Lack of a Larger Strategy
What do you want marketing automation to do for your organization? It’s a fundamental question many companies don’t ask before investing in a system, and the lack of an answer can lead them to choose a platform that isn’t as good a fit as it could be. Ideally, you want a solid plan for the system in place before the software’s installed. A marketing automation consultant can help refine and perfect your strategy so you’re prepared to use your new tools as effectively as possible.
Going It Alone
Marketing automation software works best when you have expert guidance, especially when you’re getting the system up and running. Work with an experienced automation consultant who’s able to show you around the system, put it through its paces, and train your personnel to use it. As you get more familiar with your platform, you can decide whether you’re ready to fly solo with assistance from your marketing automation professional or prefer to leave the details up to your management team.
Jumping in Too Soon
While marketing automation technology has become far more user-friendly, installation isn’t quite the same as implementation. When you get your new system, it’s natural to want to jump right into designing complex omni-channel campaigns, but starting too soon could limit you in the long run. Fortunately, this issue has an easy fix: patience and training.
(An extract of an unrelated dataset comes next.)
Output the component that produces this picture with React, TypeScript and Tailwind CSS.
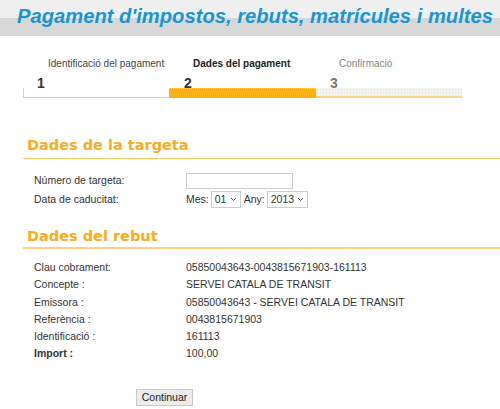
export default function App() {
  const rows = [
    { label: "Clau cobrament:", value: "05850043643-0043815671903-161113" },
    { label: "Concepte :", value: "SERVEI CATALA DE TRANSIT" },
    { label: "Emissora :", value: "05850043643 - SERVEI CATALA DE TRANSIT" },
    { label: "Referència :", value: "0043815671903" },
    { label: "Identificació :", value: "161113" },
    { label: "Import :", value: "100,00", bold: true },
  ];

  const dots =
    "bg-[radial-gradient(#d6d6d6_0.7px,transparent_0.8px)] bg-[length:2px_2px]";

  return (
    <div className="w-[500px] h-[409px] overflow-hidden bg-white font-['Liberation_Sans',Arial,sans-serif] text-[10.5px] text-[#333]">
      {/* Header */}
      <div className="h-[36px] bg-[#efefef] relative">
        <div className={`absolute left-0 right-0 top-[18px] bottom-0 ${dots} bg-[#eaeaea]`} />
        <h1 className="relative pl-[17px] pt-[2px] text-[20.2px] leading-[28px] font-bold italic text-[#1796d2] whitespace-nowrap">
          Pagament d'impostos, rebuts, matrícules i multes
        </h1>
      </div>

      {/* Steps */}
      <div className="mt-[20px] ml-[23px] flex">
        <div className="w-[146px]">
          <div className="pl-[25px] h-[16px] text-[10px] text-[#444] whitespace-nowrap">Identificació del pagament</div>
          <div className="pl-[14px] mt-[4px] h-[12px] text-[14px] leading-[14px] font-bold text-[#333]">1</div>
          <div className="h-[10px] border-l border-b border-[#fbcf80]" />
        </div>
        <div className="w-[147px]">
          <div className="pl-[24px] h-[16px] text-[10px] font-bold text-[#222] whitespace-nowrap">Dades del pagament</div>
          <div className="pl-[15px] mt-[4px] h-[12px] text-[14px] leading-[14px] font-bold text-[#333] relative z-10">2</div>
          <div className="h-[10px] bg-[#fbb116] border-t border-dotted border-[#ffe2a0]" />
        </div>
        <div className="w-[146px]">
          <div className="pl-[23px] h-[16px] text-[10px] text-[#888] whitespace-nowrap">Confirmació</div>
          <div className="pl-[14px] mt-[4px] h-[12px] text-[14px] leading-[14px] font-bold text-[#777]">3</div>
          <div className="h-[10px] bg-[#f2f2f2] border-b-2 border-[#fcd58a] bg-[radial-gradient(#fde4b4_0.7px,transparent_0.8px)] bg-[length:3px_3px]" />
        </div>
      </div>

      {/* Card */}
      <div className="mt-[37px] ml-[23px]">
        <h2 className="pl-[4px] text-[14.5px] leading-[20px] font-bold text-[#f8ad1b] font-['DejaVu_Sans',Verdana,sans-serif]">
          Dades de la targeta
        </h2>
        <div className="mt-[3px] border-b border-[#fbc760]" />
        <div className="mt-[14px] pl-[11px] flex flex-col gap-[2px]">
          <div className="flex items-center h-[16px]">
            <span className="w-[152px]">Número de targeta:</span>
            <input className="w-[107px] h-[16px] border border-[#ccc] bg-white" />
          </div>
          <div className="flex items-center h-[17px]">
            <span className="w-[152px]">Data de caducitat:</span>
            <span>Mes:</span>
            <span className="ml-[2px] h-[17px] w-[30px] border border-[#ccc] flex items-center justify-between px-[3px]">
              01
              <svg width="7" height="5" viewBox="0 0 7 5"><path d="M1 1l2.5 2.5L6 1" fill="none" stroke="#555" strokeWidth="1" /></svg>
            </span>
            <span className="ml-[3px]">Any:</span>
            <span className="ml-[2px] h-[17px] w-[41px] border border-[#ccc] flex items-center justify-between px-[3px]">
              2013
              <svg width="7" height="5" viewBox="0 0 7 5"><path d="M1 1l2.5 2.5L6 1" fill="none" stroke="#555" strokeWidth="1" /></svg>
            </span>
          </div>
        </div>
      </div>

      {/* Rebut */}
      <div className="mt-[18px] ml-[23px]">
        <h2 className="pl-[4px] text-[14.5px] leading-[20px] font-bold text-[#f8ad1b] font-['DejaVu_Sans',Verdana,sans-serif]">
          Dades del rebut
        </h2>
        <div className="mt-[1px] border-b-2 border-[#fdd27e]" />
        <div className="mt-[10px] pl-[11px] flex flex-col">
          {rows.map((r, i) => (
            <div key={i} className="flex h-[17.3px] leading-[17px]">
              <span className={`w-[152px] ${r.bold ? "font-bold" : ""}`}>{r.label}</span>
              <span>{r.value}</span>
            </div>
          ))}
        </div>
        <div className="mt-[26px] pl-[113px]">
          <button className="h-[17px] w-[57px] bg-[#ececec] border border-[#c8c8c8] text-[10.5px] leading-[14px] text-[#222]">
            Continuar
          </button>
        </div>
      </div>
    </div>
  );
}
Insufficient Data for Lead Scoring
The technology excels at lead scoring, but scores don’t take place in a vacuum. Until you have sufficient incoming data to define how leads should be ranked, you might not obtain accurate results from your lead scoring program. Sometimes, the problem is a lack of all information; other times, the data’s there in your CRM and siloed marketing software but isn’t readily accessible to the new platform. Data migration processes that normalize data so it can be integrated without loss will help ensure accuracy. Combined with incoming data that allows you to refine your scoring over time, your existing data provides a firm foundation for your automation software.
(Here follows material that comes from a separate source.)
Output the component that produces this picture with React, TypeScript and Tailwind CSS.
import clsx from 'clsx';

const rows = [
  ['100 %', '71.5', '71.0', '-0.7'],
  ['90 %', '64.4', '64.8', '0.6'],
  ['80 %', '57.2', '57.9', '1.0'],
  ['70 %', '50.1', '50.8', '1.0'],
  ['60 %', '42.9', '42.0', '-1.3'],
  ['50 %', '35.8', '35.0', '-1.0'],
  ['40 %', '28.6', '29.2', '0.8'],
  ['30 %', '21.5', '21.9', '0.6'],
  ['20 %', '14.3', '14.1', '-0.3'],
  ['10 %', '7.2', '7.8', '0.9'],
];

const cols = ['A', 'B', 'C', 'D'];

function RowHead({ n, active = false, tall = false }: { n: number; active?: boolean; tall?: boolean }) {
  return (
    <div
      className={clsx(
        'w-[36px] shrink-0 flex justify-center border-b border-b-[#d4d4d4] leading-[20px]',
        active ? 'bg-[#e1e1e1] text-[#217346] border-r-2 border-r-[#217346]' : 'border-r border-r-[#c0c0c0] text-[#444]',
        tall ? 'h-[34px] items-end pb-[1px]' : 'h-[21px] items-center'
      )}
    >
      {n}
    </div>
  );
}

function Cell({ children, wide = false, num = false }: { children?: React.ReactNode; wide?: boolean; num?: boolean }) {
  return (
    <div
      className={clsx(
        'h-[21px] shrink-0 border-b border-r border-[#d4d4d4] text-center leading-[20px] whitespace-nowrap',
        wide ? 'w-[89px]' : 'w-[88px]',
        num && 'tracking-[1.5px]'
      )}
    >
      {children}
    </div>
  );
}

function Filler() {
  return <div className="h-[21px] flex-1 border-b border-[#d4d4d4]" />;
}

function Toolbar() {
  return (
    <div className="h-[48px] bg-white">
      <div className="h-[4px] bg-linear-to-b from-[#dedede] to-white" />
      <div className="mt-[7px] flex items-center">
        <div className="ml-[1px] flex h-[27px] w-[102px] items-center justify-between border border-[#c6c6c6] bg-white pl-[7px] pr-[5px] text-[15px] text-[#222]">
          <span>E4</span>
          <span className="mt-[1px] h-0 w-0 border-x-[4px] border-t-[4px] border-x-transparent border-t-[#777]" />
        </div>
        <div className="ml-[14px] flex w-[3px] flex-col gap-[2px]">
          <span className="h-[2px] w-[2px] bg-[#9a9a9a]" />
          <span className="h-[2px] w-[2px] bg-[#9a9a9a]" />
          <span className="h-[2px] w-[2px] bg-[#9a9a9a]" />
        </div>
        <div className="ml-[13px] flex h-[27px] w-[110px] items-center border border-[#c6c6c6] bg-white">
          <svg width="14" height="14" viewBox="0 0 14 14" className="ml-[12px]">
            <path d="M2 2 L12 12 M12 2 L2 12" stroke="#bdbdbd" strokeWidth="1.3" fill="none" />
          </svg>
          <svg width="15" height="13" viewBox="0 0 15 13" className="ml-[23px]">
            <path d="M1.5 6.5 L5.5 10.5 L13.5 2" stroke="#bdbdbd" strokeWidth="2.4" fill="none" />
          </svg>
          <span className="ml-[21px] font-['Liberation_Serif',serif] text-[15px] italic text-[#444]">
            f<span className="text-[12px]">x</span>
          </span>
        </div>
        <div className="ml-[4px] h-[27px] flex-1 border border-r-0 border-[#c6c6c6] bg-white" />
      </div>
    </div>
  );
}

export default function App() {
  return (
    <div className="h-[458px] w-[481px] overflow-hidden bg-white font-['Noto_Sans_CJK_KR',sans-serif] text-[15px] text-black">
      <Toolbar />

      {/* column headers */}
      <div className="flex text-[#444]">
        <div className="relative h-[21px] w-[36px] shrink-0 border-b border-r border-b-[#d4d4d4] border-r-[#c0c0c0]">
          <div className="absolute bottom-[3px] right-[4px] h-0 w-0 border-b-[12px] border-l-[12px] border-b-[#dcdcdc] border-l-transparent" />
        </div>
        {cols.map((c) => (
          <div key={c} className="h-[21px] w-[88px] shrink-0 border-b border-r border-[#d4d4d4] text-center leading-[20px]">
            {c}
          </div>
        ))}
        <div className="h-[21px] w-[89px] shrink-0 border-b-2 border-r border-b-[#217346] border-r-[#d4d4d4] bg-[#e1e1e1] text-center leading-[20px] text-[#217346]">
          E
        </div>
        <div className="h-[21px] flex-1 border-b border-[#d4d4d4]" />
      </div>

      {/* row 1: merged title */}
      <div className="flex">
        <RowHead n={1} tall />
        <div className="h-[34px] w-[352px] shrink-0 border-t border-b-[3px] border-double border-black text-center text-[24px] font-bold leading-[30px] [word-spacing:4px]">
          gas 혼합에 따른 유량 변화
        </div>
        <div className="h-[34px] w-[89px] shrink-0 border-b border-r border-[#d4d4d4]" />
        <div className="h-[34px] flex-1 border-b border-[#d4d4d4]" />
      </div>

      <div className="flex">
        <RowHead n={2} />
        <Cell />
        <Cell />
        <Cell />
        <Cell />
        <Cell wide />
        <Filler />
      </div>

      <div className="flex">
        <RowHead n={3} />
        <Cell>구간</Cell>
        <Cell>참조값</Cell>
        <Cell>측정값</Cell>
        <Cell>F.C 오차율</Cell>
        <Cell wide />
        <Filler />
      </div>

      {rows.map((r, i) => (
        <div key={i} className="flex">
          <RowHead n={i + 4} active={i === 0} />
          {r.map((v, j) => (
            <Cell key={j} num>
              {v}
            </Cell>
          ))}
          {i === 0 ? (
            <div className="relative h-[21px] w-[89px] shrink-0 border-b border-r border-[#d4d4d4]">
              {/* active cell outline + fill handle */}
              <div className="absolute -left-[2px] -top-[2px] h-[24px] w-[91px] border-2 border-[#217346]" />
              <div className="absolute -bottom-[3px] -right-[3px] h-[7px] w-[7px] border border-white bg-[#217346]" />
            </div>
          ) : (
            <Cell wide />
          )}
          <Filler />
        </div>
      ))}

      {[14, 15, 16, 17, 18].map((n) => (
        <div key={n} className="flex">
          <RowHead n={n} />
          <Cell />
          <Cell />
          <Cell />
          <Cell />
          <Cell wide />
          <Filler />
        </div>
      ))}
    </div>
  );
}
Your marketing automation suffers from skipping tests as surely as a student who misses the final exam. Your system can’t learn what works if you and your marketing automation consultant don’t explore options with A/B tests. Testing is one of marketing automation technology’s greatest strengths, so make use of it. Discover what email subject lines, landing page graphics, and calls to action motivate your audience – and then keep testing because nothing is written in stone when it comes to audience behavior.
Misjudging Email Frequency
Because it’s so easy to send personalized email messages to any number of leads, some companies that are new to marketing automation overdo it, turning up the frequency of their mailings dramatically. Other companies go the opposite route and send too few because they aren’t making the most of autoresponse and triggered email. Let your leads tell you what they want to hear from you and how often with preference pages that enable them to fine-tune their contact frequency.
Not Customizing Analytics
Your marketing automation platform’s analytical dashboards are remarkably flexible. Whatever you want to see, you’ll find – but only if you set up your analytics to tell you about it. Setting up the system’s data management features and display options allows you to decide what you need to know while sending other information to the background, where it remains accessible but doesn’t clutter your field of view.
Marketing automation is a major step up from conventional marketing tools. Make the most of it with guidance from experts, proper training, and a little preparation.